Ora, desde que a UFSC foi inaugurada, nos anos 60 do século passado, as pessoas protestam por aqui. E nem mesmo na ditadura militar algum reitor impediu a livre manifestação. É fato que sempre foi comum o chamamento da polícia para conter as manifestações. Mas elas nunca foram de fato impedidas. As pessoas ficam ali, enfrentam a polícia, gritam, levantam seus cartazes. 

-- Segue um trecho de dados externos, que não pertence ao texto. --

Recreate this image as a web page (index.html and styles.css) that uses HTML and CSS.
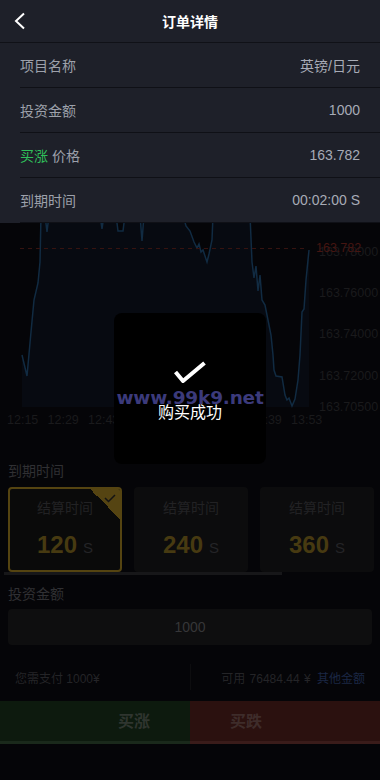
FILE: index.html
```html
<!DOCTYPE html>
<html lang="zh-CN">
<head>
<meta charset="utf-8">
<title>订单详情</title>
<link rel="stylesheet" href="styles.css">
</head>
<body>
<div class="page">
  <div class="detail">
    <div class="detail-header">
      <div class="back">
        <svg width="14" height="18" viewBox="0 0 14 18"><polyline points="11,1.5 3,9 11,16.5" fill="none" stroke="#ffffff" stroke-width="2"/></svg>
      </div>
      <div class="title">订单详情</div>
      <div class="back"></div>
    </div>
    <div class="row"><span class="label">项目名称</span><span class="value">英镑/日元</span></div>
    <div class="row"><span class="label">投资金额</span><span class="value">1000</span></div>
    <div class="row"><span class="label"><span class="up">买涨</span> 价格</span><span class="value">163.782</span></div>
    <div class="row"><span class="label">到期时间</span><span class="value">00:02:00 S</span></div>
  </div>

  <div class="chart">
    <svg width="380" height="229" viewBox="0 223 380 229">
      <path class="area" d="M22,355 L27,376 L31,332 L34,300 L38,283 L40,262 L41,215 L45,215 L47,232 L49,215 L100,215 L102,229 L104,215 L116,215 L118,231 L123,231 L125,215 L140,215 L142,241 L144,215 L183,215 L186,226 L190,231 L194,242 L197,248 L199,244 L201,252 L203,250 L207,262 L209,254 L212,240 L213,215 L250,215 L252,262 L254,278 L256,266 L258,291 L260,275 L262,300 L265,305 L268,320 L271,335 L273,355 L274,370 L276,376 L282,377 L285,395 L287,400 L289,398 L292,406 L295,399 L298,380 L300,355 L302,312 L304,309 L306,280 L309,250 L309,407 L22,407 Z"/>
      <path class="line" d="M22,355 L27,376 L31,332 L34,300 L38,283 L40,262 L41,215 L45,215 L47,232 L49,215 L100,215 L102,229 L104,215 L116,215 L118,231 L123,231 L125,215 L140,215 L142,241 L144,215 L183,215 L186,226 L190,231 L194,242 L197,248 L199,244 L201,252 L203,250 L207,262 L209,254 L212,240 L213,215 L250,215 L252,262 L254,278 L256,266 L258,291 L260,275 L262,300 L265,305 L268,320 L271,335 L273,355 L274,370 L276,376 L282,377 L285,395 L287,400 L289,398 L292,406 L295,399 L298,380 L300,355 L302,312 L304,309 L306,280 L309,250"/>
      <line class="price-line" x1="20" y1="248.5" x2="306" y2="248.5"/>
      <text class="axis" x="319" y="256">163.78000</text>
      <text class="price-tag" x="316" y="252">163.782</text>
      <text class="axis" x="319" y="297">163.76000</text>
      <text class="axis" x="319" y="337.5">163.74000</text>
      <text class="axis" x="319" y="380">163.72000</text>
      <text class="axis" x="319" y="410.5">163.70500</text>
      <text class="axis" x="7" y="424">12:15</text>
      <text class="axis" x="47.5" y="424">12:29</text>
      <text class="axis" x="88" y="424">12:43</text>
      <text class="axis" x="128.5" y="424">12:57</text>
      <text class="axis" x="169" y="424">13:11</text>
      <text class="axis" x="210" y="424">13:25</text>
      <text class="axis" x="250.5" y="424">13:39</text>
      <text class="axis" x="291" y="424">13:53</text>
    </svg>
  </div>

  <div class="section">
    <div class="sec-label">到期时间</div>
    <div class="cards">
      <div class="card active">
        <div class="corner">
          <svg width="12" height="9" viewBox="0 0 12 9"><polyline points="1,4 4.5,7.5 11,1" fill="none" stroke="#141414" stroke-width="1.5"/></svg>
        </div>
        <div class="card-title">结算时间</div>
        <div class="card-num"><b>120</b><span>S</span></div>
      </div>
      <div class="card">
        <div class="card-title">结算时间</div>
        <div class="card-num"><b>240</b><span>S</span></div>
      </div>
      <div class="card">
        <div class="card-title">结算时间</div>
        <div class="card-num"><b>360</b><span>S</span></div>
      </div>
    </div>
    <div class="slider"></div>
    <div class="sec-label second">投资金额</div>
    <div class="amount">1000</div>
    <div class="pay">
      <div class="pay-left">您需支付 1000¥</div>
      <div class="divider"></div>
      <div class="pay-right">可用 76484.44 ¥ <span class="other">其他金额</span></div>
    </div>
  </div>

  <div class="actions">
    <div class="btn btn-up">买涨</div>
    <div class="btn btn-down">买跌</div>
  </div>
</div>

<div class="toast">
  <svg class="check" width="32" height="24" viewBox="0 0 32 24"><polyline points="1.5,12 9,21 30.5,3" fill="none" stroke="#ffffff" stroke-width="4" stroke-linejoin="round"/></svg>
  <div class="watermark">www.99k9.net</div>
  <div class="toast-text">购买成功</div>
</div>
</body>
</html>
```

FILE: styles.css
```css
* {
  box-sizing: border-box;
  margin: 0;
  padding: 0;
}

html, body {
  width: 380px;
  height: 780px;
  overflow: hidden;
}

body {
  position: relative;
  background: #050508;
  font-family: "Liberation Sans", "Noto Sans CJK SC", sans-serif;
}

.page {
  width: 380px;
}

/* order detail popup */
.detail {
  background: #1e2029;
}

.detail-header {
  height: 43px;
  display: flex;
  align-items: center;
  border-bottom: 1px solid #101117;
}

.back {
  width: 40px;
  padding-left: 13px;
  display: flex;
  align-items: center;
}

.title {
  flex: 1;
  text-align: center;
  color: #ffffff;
  font-size: 14px;
  font-weight: bold;
}

.row {
  height: 45px;
  margin-left: 20px;
  padding-right: 20px;
  display: flex;
  align-items: center;
  justify-content: space-between;
  border-bottom: 1px solid #0f1016;
  font-size: 14px;
}

.label {
  color: #9da1ab;
}

.value {
  color: #a7abb6;
}

.up {
  color: #2fbf5a;
}

/* chart */
.chart {
  height: 229px;
}

.chart svg {
  display: block;
}

.area {
  fill: #070a11;
}

.line {
  fill: none;
  stroke: #112b42;
  stroke-width: 1.5;
}

.price-line {
  stroke: #361310;
  stroke-width: 1;
  stroke-dasharray: 4 4;
}

.axis {
  fill: #1a1a1c;
  font-size: 12.5px;
  font-family: "Liberation Sans", sans-serif;
}

.price-tag {
  fill: #451511;
  font-size: 12.5px;
  font-family: "Liberation Sans", sans-serif;
}

/* trade section (dimmed) */
.section {
  padding: 9px 8px 0 8px;
}

.sec-label {
  height: 20px;
  line-height: 20px;
  font-size: 14px;
  color: #303033;
}

.sec-label.second {
  margin-top: 9px;
}

.cards {
  margin-top: 6px;
  display: grid;
  grid-template-columns: repeat(3, 114px);
  gap: 12px;
}

.card {
  position: relative;
  height: 85px;
  background: #0c0c0d;
  border-radius: 4px;
  display: flex;
  flex-direction: column;
  align-items: center;
  overflow: hidden;
}

.card.active {
  border: 2px solid #554411;
  background: #0a0a0a;
}

.corner {
  position: absolute;
  top: 0;
  right: 0;
  width: 30px;
  height: 30px;
  background: linear-gradient(to bottom left, #554412 50%, transparent 50%);
}

.corner svg {
  position: absolute;
  top: 5px;
  right: 4px;
}

.card-title {
  margin-top: 11px;
  font-size: 14px;
  color: #222224;
  line-height: 20px;
}

.card.active .card-title {
  margin-top: 9px;
}

.card-num {
  margin-top: 13px;
  display: flex;
  align-items: baseline;
  gap: 6px;
}

.card-num b {
  font-size: 24px;
  color: #473a11;
}

.card-num span {
  font-size: 15px;
  color: #242427;
}

.slider {
  margin-left: -4px;
  width: 278px;
  height: 3px;
  background: #171719;
}

.amount {
  margin-top: 5px;
  height: 36px;
  border-radius: 4px;
  background: #0e0e0f;
  display: flex;
  align-items: center;
  justify-content: center;
  font-size: 14px;
  color: #363638;
}

.pay {
  margin-top: 17px;
  height: 30px;
  padding: 0 7px;
  display: grid;
  grid-template-columns: 1fr 1px 1fr;
  align-items: center;
  font-size: 12px;
  color: #242427;
}

.divider {
  height: 26px;
  background: #0d0d0f;
}

.pay-right {
  text-align: right;
  word-spacing: 1px;
}

.other {
  color: #1b2744;
  margin-left: 2px;
}

.actions {
  margin-top: 9px;
  display: flex;
}

.btn {
  flex: 1;
  height: 43px;
  display: flex;
  align-items: center;
  font-size: 16px;
  font-weight: bold;
  padding-bottom: 3px;
}

.btn-up {
  justify-content: flex-end;
  padding-right: 40px;
  background: #0d1a0e;
  border-bottom: 3px solid #1a291b;
  color: #2f352f;
}

.btn-down {
  justify-content: flex-start;
  padding-left: 40px;
  background: #2b110f;
  border-bottom: 3px solid #3a1c1a;
  color: #3e2c2a;
}

/* toast overlay */
.toast {
  position: absolute;
  left: 114px;
  top: 313px;
  width: 152px;
  height: 151px;
  background: #000000;
  border-radius: 8px;
  display: flex;
  flex-direction: column;
  align-items: center;
  padding-top: 47px;
}

.check {
  display: block;
}

.watermark {
  position: absolute;
  left: 0;
  top: 74px;
  width: 152px;
  text-align: center;
  font-family: "DejaVu Sans", sans-serif;
  font-weight: bold;
  font-size: 18.5px;
  letter-spacing: -0.2px;
  color: #3b3a7b;
  white-space: nowrap;
}

.toast-text {
  position: relative;
  margin-top: 18px;
  font-size: 16px;
  line-height: 22px;
  color: #ffffff;
}
```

Agora imaginem num dia de luto e tristeza, quando as pessoas precisavam expressar sua indignação e quando todos ali estavam irmanados no mesmo sentimento de impotência diante da morte trágica? Quem haveria de impedir que ação se fizesse? Cada um e cada uma que se somou naquele hall estava ainda vivendo a perplexidade. E os rostos dos algozes do reitor morto era uma necessidade do luto. 
Nem o reitor, nem o chefe de gabinete teriam podido impedir a manifestação. Não o fizeram nem no próprio velório do reitor, quando uma estudante se manifestou em protesto contra o reitor morto. Porque a expressão ainda é livre nesse país, o qual muitos ainda chamam de democracia. Porque as pessoas ainda podem gritar, protestar, denunciar. E, a considerar a “normalidade” da UFSC, se a manifestação não estava colocando em risco ninguém, que motivos haveria para impedi-la?

Não posso entender o que moveu esse procurador público a tornar “crime contra a honra” um grito de dor, um protesto legítimo.  Penso que numa democracia – como dizem os juízes do Lava-Jato – ninguém é intocável. Sendo assim, os agentes públicos estão todos submetidos à mesma assertiva. Também podem cobrados, criticados e denunciados. 

Assim, nesses dias de imobilidade e medo, quando tudo nos convida ao silêncio assustado, venho manifestar esse velho amor pela UFSC, que extrapola os dirigentes se plantão. E nesse amor, manifestar também minha solidariedade aos colegas Áureo e Balthazar. E dizer que nessa específica batalha, pelo direito de garantir a livre expressão da dor, estamos juntos.